How Much Does Branding Cost? Pricing Guide for Startups and Small Businesses
Branding is one of those business expenses that founders and small business owners tend to approach with a mix of excitement and anxiety. The excitement comes from the creative possibilities — finally giving your business a visual identity that matches the ambition behind it. The anxiety comes from the pricing, which can range from a few hundred dollars to tens of thousands, with very little explanation of what justifies the difference.
The confusion is understandable. Unlike most business purchases, where you can compare specifications and features side by side, branding is inherently subjective. Two logos that took the same number of hours to create can have dramatically different impacts on a business. A brand identity that costs $15,000 might generate more value than one that costs $50,000, or vice versa. The relationship between cost and quality is real but non-linear, and navigating it requires understanding what you're actually buying when you invest in branding.
This guide is designed to bring clarity to that process. It covers what branding includes, what it costs at different levels, and how to make smart decisions about where to invest — whether you're a pre-revenue startup trying to make every dollar count or an established small business ready to elevate your professional image.

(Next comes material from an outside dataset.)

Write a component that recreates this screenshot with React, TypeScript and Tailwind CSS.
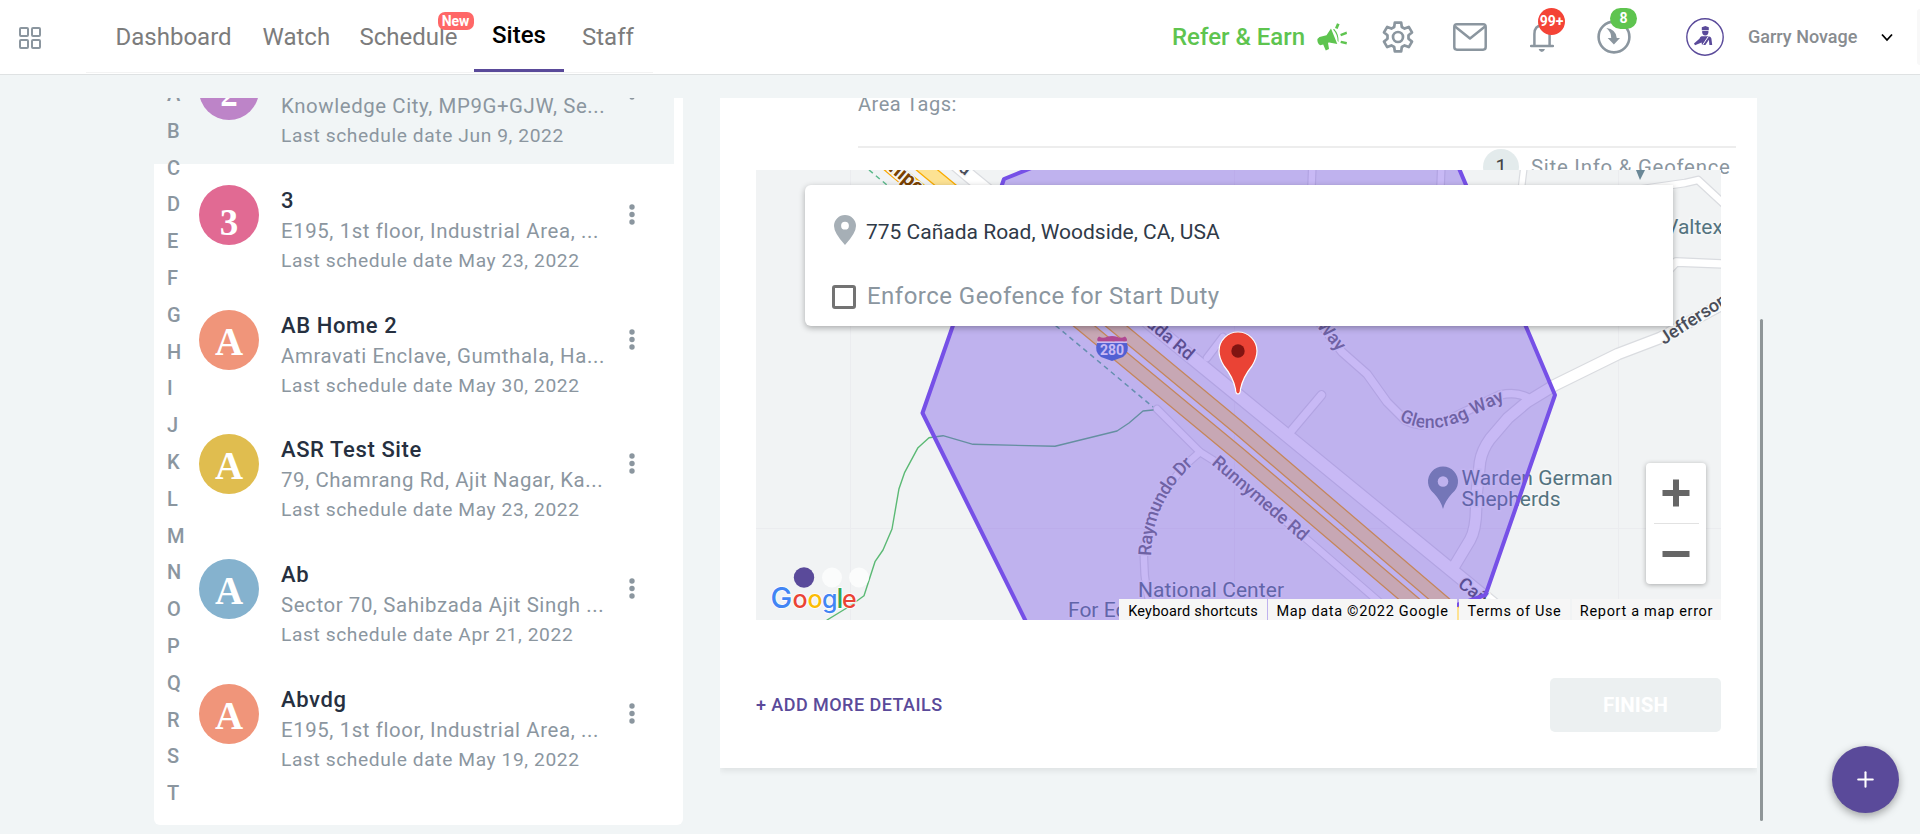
import { Plus } from "lucide-react";

const letters = "ABCDEFGHIJKLMNOPQRST".split("");

const sites = [
  { initial: "3", tone: "bg-[#e16a93]", name: "3", address: "E195, 1st floor, Industrial Area, ...", date: "May 23, 2022" },
  { initial: "A", tone: "bg-[#f0957a]", name: "AB Home 2", address: "Amravati Enclave, Gumthala, Ha...", date: "May 30, 2022" },
  { initial: "A", tone: "bg-[#e0bd4f]", name: "ASR Test Site", address: "79, Chamrang Rd, Ajit Nagar, Ka...", date: "May 23, 2022" },
  { initial: "A", tone: "bg-[#85b2ce]", name: "Ab", address: "Sector 70, Sahibzada Ajit Singh ...", date: "Apr 21, 2022" },
  { initial: "A", tone: "bg-[#f0957a]", name: "Abvdg", address: "E195, 1st floor, Industrial Area, ...", date: "May 19, 2022" },
];

const selected = { initial: "2", tone: "bg-[#bd84c8]", name: "2", address: "Knowledge City, MP9G+GJW, Se...", date: "Jun 9, 2022" };

const initialStyle: Record<string, string> = {
  A: "mt-[3px] text-[39px]",
  "2": "mt-[9px] text-[35px]",
  "3": "mt-[14px] text-[37px]",
};

const brand = [
  { glyph: "G", x: 770.5, size: 29, fill: "#4285f4" },
  { glyph: "o", x: 792.5, size: 25, fill: "#ea4335" },
  { glyph: "o", x: 807.5, size: 25, fill: "#fbbc05" },
  { glyph: "g", x: 822, size: 25, fill: "#4285f4" },
  { glyph: "l", x: 836.5, size: 27, fill: "#34a853" },
  { glyph: "e", x: 842, size: 25, fill: "#ea4335" },
];

function GridIcon() {
  return (
    <svg width="22" height="22" viewBox="0 0 22 22" fill="none" stroke="#8b969f" strokeWidth="2">
      <rect x="1" y="1" width="8" height="8" rx="1" />
      <rect x="13" y="1" width="8" height="8" rx="1" />
      <rect x="1" y="13" width="8" height="8" rx="1" />
      <rect x="13" y="13" width="8" height="8" rx="1" />
    </svg>
  );
}

function Megaphone() {
  return (
    <svg width="30" height="30" viewBox="0 0 30 30" fill="#5ec44f">
      <path d="M14 6.5 L20.3 22 L12.2 20.4 L11 20.8 L12 27 L8.8 28.5 L6.2 22.6 L3.2 23.2 Q0 21.5 0.4 17 L2.5 15 L9.5 13.2 Z" />
      <path d="M18 6 L20 1.2 L22.6 2.2 L20.6 7 Z M23.2 12 L29.5 9.6 L30 12 L24 14.3 Z M24 18.8 L30 20 L29.5 22.4 L23.4 21 Z" />
      <path d="M16 7.5 L17.2 7 Q22 12 21.5 20 L20.6 19 Q20.5 12 16 7.5 Z" />
    </svg>
  );
}

function Gear() {
  return (
    <svg width="32" height="32" viewBox="0 0 32 32" fill="none" stroke="#8b969f" strokeWidth="2.7" strokeLinejoin="round">
      <path d="M12.8 1.6 H19.2 L19.8 6 L22.6 7.6 L26.8 5.9 L30 11.4 L26.5 14.2 V17.8 L30 20.6 L26.8 26.1 L22.6 24.4 L19.8 26 L19.2 30.4 H12.8 L12.2 26 L9.4 24.4 L5.2 26.1 L2 20.6 L5.5 17.8 V14.2 L2 11.4 L5.2 5.9 L9.4 7.6 L12.2 6 Z" />
      <circle cx="16" cy="16" r="5" />
    </svg>
  );
}

function Mail() {
  return (
    <svg width="34" height="28" viewBox="0 0 34 28" fill="none" stroke="#8b969f" strokeWidth="2.5" strokeLinejoin="round">
      <rect x="1.3" y="1.3" width="31.4" height="25.4" rx="2.6" />
      <path d="M2 3.5 L17 15.5 L32 3.5" />
    </svg>
  );
}

function Bell() {
  return (
    <svg width="24" height="30" viewBox="0 0 24 30" fill="none">
      <path d="M4.4 24 V12 Q4.4 3.5 12 3.5 Q19.6 3.5 19.6 12 V24" stroke="#8b969f" strokeWidth="2.5" />
      <path d="M1 24 H23" stroke="#8b969f" strokeWidth="2.4" strokeLinecap="round" />
      <path d="M8.6 27 H15 Q14 30 11.8 30 Q9.6 30 8.6 27 Z" fill="#8b969f" />
    </svg>
  );
}

function ArrowCircle() {
  return (
    <svg width="34" height="34" viewBox="0 0 34 34" fill="none">
      <circle cx="17" cy="17" r="15.4" stroke="#8b969f" strokeWidth="2.6" />
      <path d="M9.3 8 Q19 9.3 19.8 18 H23 L16.9 24.6 L10.7 18 H14.2 Q14.3 12 9.3 8 Z" fill="#8b969f" />
    </svg>
  );
}

function Guard() {
  return (
    <svg width="38" height="38" viewBox="0 0 38 38" fill="#5a4a9a">
      <circle cx="19" cy="19" r="18.2" fill="#fff" stroke="#5a4a9a" strokeWidth="1.4" />
      <path d="M15.8 9.2 L19.3 8 L22.8 9.2 V12.2 H15.8 Z" />
      <path d="M16.2 13.1 H22.4 V14.5 Q22 17.4 19.3 17.4 Q16.6 17.4 16.2 14.5 Z" />
      <path d="M15.6 18.2 H22.6 Q25 18.4 25.4 20.6 L26.2 27 H23.4 L22.9 21.8 L19.4 27 H16 L15.6 24.4 L9 27.2 L8 25.6 L13.4 20.8 Q14.2 18.6 15.6 18.2 Z" />
      <path d="M22.4 18.4 L16.6 27" stroke="#fff" strokeWidth="1" />
    </svg>
  );
}

function Dots() {
  return (
    <svg width="6" height="21" viewBox="0 0 6 21" fill="#8b969f">
      <circle cx="3" cy="3" r="2.7" />
      <circle cx="3" cy="10.5" r="2.7" />
      <circle cx="3" cy="18" r="2.7" />
    </svg>
  );
}

function SiteRow({ site }: { site: (typeof sites)[number] }) {
  return (
    <div className="flex h-[124.7px] shrink-0 items-start pt-[21px]">
      <div
        className={`ml-[45px] flex h-[60px] w-[60px] shrink-0 items-center justify-center rounded-full font-['Liberation_Serif',serif] font-bold text-white ${site.tone}`}
      >
        <span className={`leading-none ${initialStyle[site.initial]}`}>{site.initial}</span>
      </div>
      <div className="ml-[22px] w-[341px] whitespace-nowrap tracking-[0.6px] text-[#8b969f]">
        <div className="-mt-px h-[31px] text-[22px] font-medium leading-[33px] text-[#263040]">{site.name}</div>
        <div className="h-[30px] text-[20.4px] leading-[33px]">{site.address}</div>
        <div className="h-[30px] text-[19.2px] leading-[32px]">Last schedule date {site.date}</div>
      </div>
      <div className="ml-[7px] mt-[19px]">
        <Dots />
      </div>
    </div>
  );
}

function Header() {
  return (
    <header className="flex h-[75px] shrink-0 items-start border-b border-[#dfe2e3] bg-white">
      <div className="ml-[19px] mt-[27px]">
        <GridIcon />
      </div>
      <nav className="ml-[45px] flex h-[73px] w-[567px] border-b border-[#f3f3f3] text-2xl leading-[74px] text-[#7c7c7c]">
        <span className="ml-[29.5px] w-[147px]">Dashboard</span>
        <span className="w-[97px]">Watch</span>
        <span className="relative w-[114px]">
          Schedule
          <span className="absolute left-[78px] top-3 h-[18px] w-9 rounded-[7px] bg-[#ff6767] text-center text-[14px] font-bold leading-[18px] text-white">
            New
          </span>
        </span>
        <span className="ml-[0.5px] h-[72px] w-[90px] border-b-[3px] border-[#5a4a9a] text-center font-medium leading-[70px] text-black">Sites</span>
        <span className="ml-[18px]">Staff</span>
      </nav>
      <div className="ml-[519px] text-2xl font-medium leading-[74px] text-[#5ec44f]">
        <div className="w-[145px] whitespace-nowrap">Refer &amp; Earn</div>
      </div>
      <div className="mt-[22px] w-[65px]">
        <Megaphone />
      </div>
      <div className="mt-[21px] w-[71px]">
        <Gear />
      </div>
      <div className="mt-[23px] w-[77px]">
        <Mail />
      </div>
      <div className="relative mt-[22px] w-[67px]">
        <Bell />
        <span className="absolute -top-[14px] left-2 flex h-[27px] w-[27px] items-center justify-center rounded-full bg-[#f44336] text-[14px] font-bold text-white">
          99+
        </span>
      </div>
      <div className="relative mt-5 w-[89px]">
        <ArrowCircle />
        <span className="absolute -top-3 left-[13px] flex h-[21px] w-[27px] items-center justify-center rounded-[11px] bg-[#5ec44f] text-[14px] font-bold text-white">
          8
        </span>
      </div>
      <div className="mt-[18px] w-[62px]">
        <Guard />
      </div>
      <div className="w-[133px] whitespace-nowrap text-[18px] font-medium leading-[74px] text-[#888c90]">Garry Novage</div>
      <svg className="mt-[33px]" width="12" height="9" viewBox="0 0 12 9" fill="none" stroke="#000" strokeWidth="1.8">
        <path d="M1 1.5 L6 7 L11 1.5" />
      </svg>
      <div className="ml-auto mt-[9px] h-14 w-[3px] rounded-l-[3px] bg-[#f8f8f8]" />
    </header>
  );
}

function MapCanvas() {
  const halo = { stroke: "#f5f7f8", strokeWidth: 3, paintOrder: "stroke" as const };
  const lanes = ["M880 130.5 L927 170 L1121 330 L1240 428.7 L1480 634", "M848 130 L895 170 L1089 330 L1240 455 L1450 634"];
  const minor = [
    ["M1157 409 L1200 452 L1216 462 L1310 542 L1400 620", 8],
    ["M1200 452 L1183 467 Q1142 520 1144 560 Q1144 590 1155 620", 8],
    ["M1207 358 L1223 337", 8],
    ["M1292 430 L1321.500 395", 9],
    ["M1313 150 L1311 200", 8],
    ["M1442 150 L1440 200", 8],
    ["M1526 150 L1520 200", 7],
    ["M1316 318 L1342 352 L1367 374 L1387 402 L1405 420 Q1425 430 1450 419 L1500 395 Q1518 391 1530 399", 9],
    ["M1636 190 L1685 183 L1698 180 L1724 204", 8],
    ["M1655 285 L1676 262 L1724 264", 9],
  ] as [string, number][];
  const major = [
    ["M940 151 L972 178 L1240 397 L1510 618", 14],
    ["M1455 565 L1470 540 Q1477 528 1476 500 L1480 462 Q1482 450 1490 439 L1508 418 L1527 402 L1555 385 L1618 354 L1660 338 L1730 300", 12],
  ] as [string, number][];
  return (
    <svg className="block" width="965" height="450" viewBox="756 170 965 450" fontFamily="Roboto, sans-serif">
      <defs>
        <path id="glencrag" d="M1399 420 Q1430 437 1468 418 Q1490 407 1520 394" />
        <path id="raymundo" d="M1151 556 Q1152 500 1196 462" />
      </defs>
      <rect x="756" y="170" width="965" height="450" fill="#f1f3f4" />
      <path d="M850.500 170 V620 M1234.500 170 V620 M1618.500 170 V620 M756 528.500 H1721" stroke="#ebecef" />
      <g fill="none" strokeLinejoin="round" strokeLinecap="round">
        {[...minor, ...major].map(([d, w]) => (
          <path key={d} d={d} stroke="#dadce0" strokeWidth={w + 0.8} />
        ))}
        {[...minor, ...major].map(([d, w]) => (
          <path key={d} d={d} stroke="#fff" strokeWidth={w - 1.6} />
        ))}
        {lanes.map((d) => (
          <g key={d}>
            <path d={d} stroke="#f9ab00" strokeWidth="15" />
            <path d={d} stroke="#fde293" strokeWidth="12.4" />
          </g>
        ))}
        <path d="M869 170 L887 185 L1061 330 L1153 407" stroke="#5bb98b" strokeWidth="1.5" strokeDasharray="5 4" strokeLinecap="butt" />
        <path
          d="M1153 410 L1143 411 L1129 423 L1117 431 L1055 446.300 L973 444.300 L943 435.700 L929 437.700 L918 447.700 L904.700 472.300 L899 488.700 L892 529 L883 550 L875 561.700 L864 595.700 L850 606 L827 620"
          stroke="#5bb974"
          strokeWidth="1.4"
        />
      </g>
      <g fontWeight="500" fontSize="18" fill="#4a4e5a" {...halo}>
        <text transform="translate(888 170) rotate(40)" fontSize="20" fontWeight="700" fill="#7a4100">nipe</text>
        <text transform="translate(958 170) rotate(39)">a</text>
        <text transform="translate(1188 361) rotate(40)" textAnchor="end">Cañada Rd</text>
        <text transform="translate(1338 352) rotate(50)" textAnchor="end" fill="#6b6f78">Way</text>
        <text transform="translate(1457 586) rotate(38)">Cañada Rd</text>
        <text fill="#6b6f78"><textPath href="#glencrag" textLength="113">Glencrag Way</textPath></text>
        <text fill="#6b6f78"><textPath href="#raymundo" textLength="104">Raymundo Dr</textPath></text>
        <text transform="translate(1211 464) rotate(40.500)" textLength="120" fill="#6b6f78">Runnymede Rd</text>
        <text transform="translate(1664 345) rotate(-33)" fontSize="18">Jefferson Ave</text>
      </g>
      <g fontSize="21" fill="#54737f" {...halo}>
        <text x="1665" y="234">Valtex</text>
        <text x="1461.500" y="485" textLength="151">Warden German</text>
        <text x="1461.500" y="506" textLength="99">Shepherds</text>
        <text x="1138" y="597" textLength="146">National Center</text>
        <text x="1068" y="617">For Education</text>
      </g>
      <path d="M1636 170 H1645 L1640 180 Z" fill="#6a8796" />
      <path d="M1443 509 Q1441 501 1434 493.500 A15 15 0 1 1 1452 493.500 Q1445 501 1443 509 Z" fill="#738f99" />
      <circle cx="1443" cy="481.500" r="5.300" fill="#f1f3f4" />
      <path d="M1097 343 Q1094 352 1101 357 L1112 361 L1123 357 Q1130 352 1127 343 Z" fill="#3a6bc6" />
      <path d="M1098 341.500 Q1096 339 1099 336.500 Q1103 339 1107 336.800 Q1112 335 1117 336.800 Q1121 339 1125 336.500 Q1128 339 1126.500 341.500 Z" fill="#d8435b" />
      <path d="M1097 342.300 H1127" stroke="#fff" strokeWidth="1.500" />
      <text x="1112" y="355" fontSize="14" fontWeight="700" fill="#fff" textAnchor="middle">280</text>
      <path
        d="M1004 179 L1200 100 L1430 100 L1555 395 L1485.500 595 L1300 660 L1045 660 L922.500 413 Z"
        fill="#7650e7"
        fillOpacity="0.4"
        stroke="#7650e7"
        strokeWidth="4"
        strokeLinejoin="round"
      />
      <path
        d="M1238 394 Q1235.500 394 1235.500 389 Q1233 377 1224 366 Q1219 358 1219 351 A19 19 0 0 1 1257 351 Q1257 358 1252 366 Q1243 377 1240.500 389 Q1240.500 394 1238 394 Z"
        fill="#ea4335"
        stroke="#fff"
        strokeWidth="1.200"
      />
      <circle cx="1238" cy="351" r="6.700" fill="#811411" />
      <g fill="#fbfcfc">
        <circle cx="832" cy="577.500" r="10" />
        <circle cx="859" cy="577.500" r="10" />
      </g>
      <circle cx="804" cy="577.500" r="10.200" fill="#5a4a9a" />
      <text y="607.500" fontFamily="Inter, sans-serif" fontWeight="500" stroke="#fff" strokeWidth="1.500" paintOrder="stroke">
        {brand.map((part) => (
          <tspan key={part.x} x={part.x} fontSize={part.size} fill={part.fill}>
            {part.glyph}
          </tspan>
        ))}
      </text>
    </svg>
  );
}

function MapPanel() {
  return (
    <div className="relative ml-9 h-[450px] w-[965px] overflow-hidden">
      <MapCanvas />
      <div className="absolute left-[49px] top-[15px] h-[141px] w-[868px] rounded-l-md bg-white shadow-[0_2px_6px_rgba(0,0,0,0.3)]">
        <div className="flex h-[54px] items-end pl-[29px]">
          <svg className="mb-[-6px]" width="22" height="30" viewBox="0 0 22 30" fill="#a6afb6">
            <path fillRule="evenodd" d="M11 0 A11 11 0 0 1 22 11 Q22 18 11 30 Q0 18 0 11 A11 11 0 0 1 11 0 Z M11 6.800 A3.900 3.900 0 1 0 11 14.600 A3.900 3.900 0 1 0 11 6.800 Z" />
          </svg>
          <span className="mb-[-7px] ml-[10px] text-[21px] leading-[28px] text-[#2f3a48]">775 Cañada Road, Woodside, CA, USA</span>
        </div>
        <div className="mt-[43px] flex h-[30px] items-center pl-[27px]">
          <span className="mt-[-1px] h-6 w-6 rounded-[3px] border-[3px] border-[#737373]" />
          <span className="-mt-0.5 ml-[11px] text-2xl leading-[28px] tracking-[0.47px] text-[#8b969f]">Enforce Geofence for Start Duty</span>
        </div>
      </div>
      <div className="absolute left-[890px] top-[293px] flex h-[121px] w-[60px] flex-col items-center rounded-sm bg-white shadow-[0_1px_5px_rgba(0,0,0,0.3)]">
        <svg width="60" height="121" viewBox="0 0 60 121" fill="#666">
          <path d="M16.500 27 H27 V16.500 H33 V27 H43.500 V33 H33 V43.500 H27 V33 H16.500 Z M16.500 88 H43.500 V94 H16.500 Z" />
          <path d="M8 60 H53 V61 H8 Z" fill="#e2e2e2" />
        </svg>
      </div>
      <div className="absolute bottom-0 right-0 flex h-[21px] whitespace-nowrap text-[14.5px] leading-[25px] tracking-[0.68px] text-black">
        <span className="w-[148px] bg-[#f6f6f6] text-center tracking-[0.22px]">Keyboard shortcuts</span>
        <span className="ml-px w-[189px] bg-[#f6f6f6] text-center">Map data ©2022 Google</span>
        <span className="ml-0.5 w-[111px] bg-[#f6f6f6] text-center">Terms of Use</span>
        <span className="ml-0.5 w-[149px] bg-[#f6f6f6] text-center">Report a map error</span>
      </div>
    </div>
  );
}

export default function App() {
  return (
    <div className="flex h-[834px] w-[1920px] flex-col overflow-hidden bg-[#f1f5f6] font-[Roboto,sans-serif]">
      <Header />
      <main className="mt-[23px] flex flex-1 items-start">
        <section className="relative ml-[154px] h-[727px] w-[529px] overflow-hidden rounded-b-[6px] bg-white">
          <div className="h-[66px] w-[520px] overflow-hidden bg-[#f1f5f6]">
            <div className="-mt-[59px]">
              <SiteRow site={selected} />
            </div>
          </div>
          {sites.map((site) => (
            <SiteRow key={site.name} site={site} />
          ))}
          <ul className="absolute left-[13px] top-[-23px] text-[20px] font-medium text-[#8b969f]">
            {letters.map((letter) => (
              <li key={letter} className="h-[36.8px] leading-[38px]">
                {letter}
              </li>
            ))}
          </ul>
        </section>
        <section className="ml-[37px] h-[686px] w-[1037px] overflow-hidden">
          <div className="h-[670px] bg-white shadow-[0_3px_6px_rgba(0,0,0,0.08)]">
            <div className="ml-[138px] flex h-[50px] w-[878px] items-start border-b-2 border-[#ededed] text-[20px] tracking-[0.5px] text-[#8b969f]">
              <span className="-mt-2 leading-[28px]">Area Tags:</span>
            </div>
            <div className="flex h-[22px] items-start pl-[763px] pt-px">
              <span className="flex h-9 w-9 shrink-0 items-center justify-center rounded-full bg-[#e3ebec] text-[20px] text-[#444]">1</span>
              <span className="ml-3 mt-1 whitespace-nowrap text-[20.4px] leading-[28px] tracking-[0.75px] text-[#8b969f]">Site Info &amp; Geofence</span>
            </div>
            <MapPanel />
            <div className="ml-9 mt-[58px] flex h-[54px] w-[965px] items-center justify-between">
              <span className="-mt-0.5 text-[18px] font-medium tracking-[0.45px] text-[#5a4a9a]">+ ADD MORE DETAILS</span>
              <span className="flex h-[54px] w-[171px] items-center justify-center rounded-[5px] bg-[#ecf0f1] text-[20.5px] font-bold text-white">FINISH</span>
            </div>
          </div>
        </section>
        <div className="ml-[3px] mt-[221px] h-[502px] w-[3px] rounded bg-[#8f9698]" />
        <button className="ml-[69px] mt-[648px] flex h-[67px] w-[67px] items-center justify-center rounded-full bg-[#5a4a9a] text-white shadow-[0_3px_8px_rgba(0,0,0,0.35)]">
          <Plus size={25} strokeWidth={2} />
        </button>
      </main>
    </div>
  );
}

What's Actually Included in Branding
When agencies and designers quote branding projects, the scope of what's included varies enormously. Understanding the components helps you compare proposals accurately and ensures you're getting what your business actually needs, rather than paying for deliverables that sound impressive but sit unused.
At the foundation is the logo — the most visible element of any brand and usually the starting point for the entire visual system. A professional logo design process involves research into your industry and competitors, exploration of multiple creative directions, iterative refinement based on feedback, and final delivery in multiple formats for different use cases (web, print, social media, favicons). A logo isn't just a pretty mark — it's a strategic asset that needs to work across dozens of applications and remain effective for years.
Beyond the logo, a comprehensive brand identity includes a color palette (primary and secondary colors with specific hex, RGB, and CMYK values), typography selections (heading and body typefaces with usage guidelines), and visual patterns or graphic elements that create consistency across all brand touchpoints. Some packages also include iconography, illustration style definitions, and photography direction — guidelines that tell photographers and content creators what kind of imagery fits the brand.
Brand guidelines — sometimes called a brand book or style guide — document everything above into a reference that anyone working with the brand can follow. This is what ensures consistency as your team grows, as you work with external partners, and as your marketing expands into new channels. Without guidelines, every new hire, freelancer, or agency you work with will interpret your brand differently, gradually diluting what should be a cohesive identity.
At the strategic level, some branding packages include brand voice and messaging frameworks — defining how the brand sounds in written communication, what key messages it leads with, and how it positions itself relative to competitors. This layer of branding is often overlooked by businesses that focus exclusively on visual identity, but it's arguably just as important. A brand that looks polished but sounds generic hasn't fully realized its potential.
Branding Cost Tiers: What to Expect at Every Budget
Branding costs in 2026 span a wide range, but they generally cluster into four tiers. Each tier corresponds to a different level of strategic depth, creative sophistication, and deliverable comprehensiveness.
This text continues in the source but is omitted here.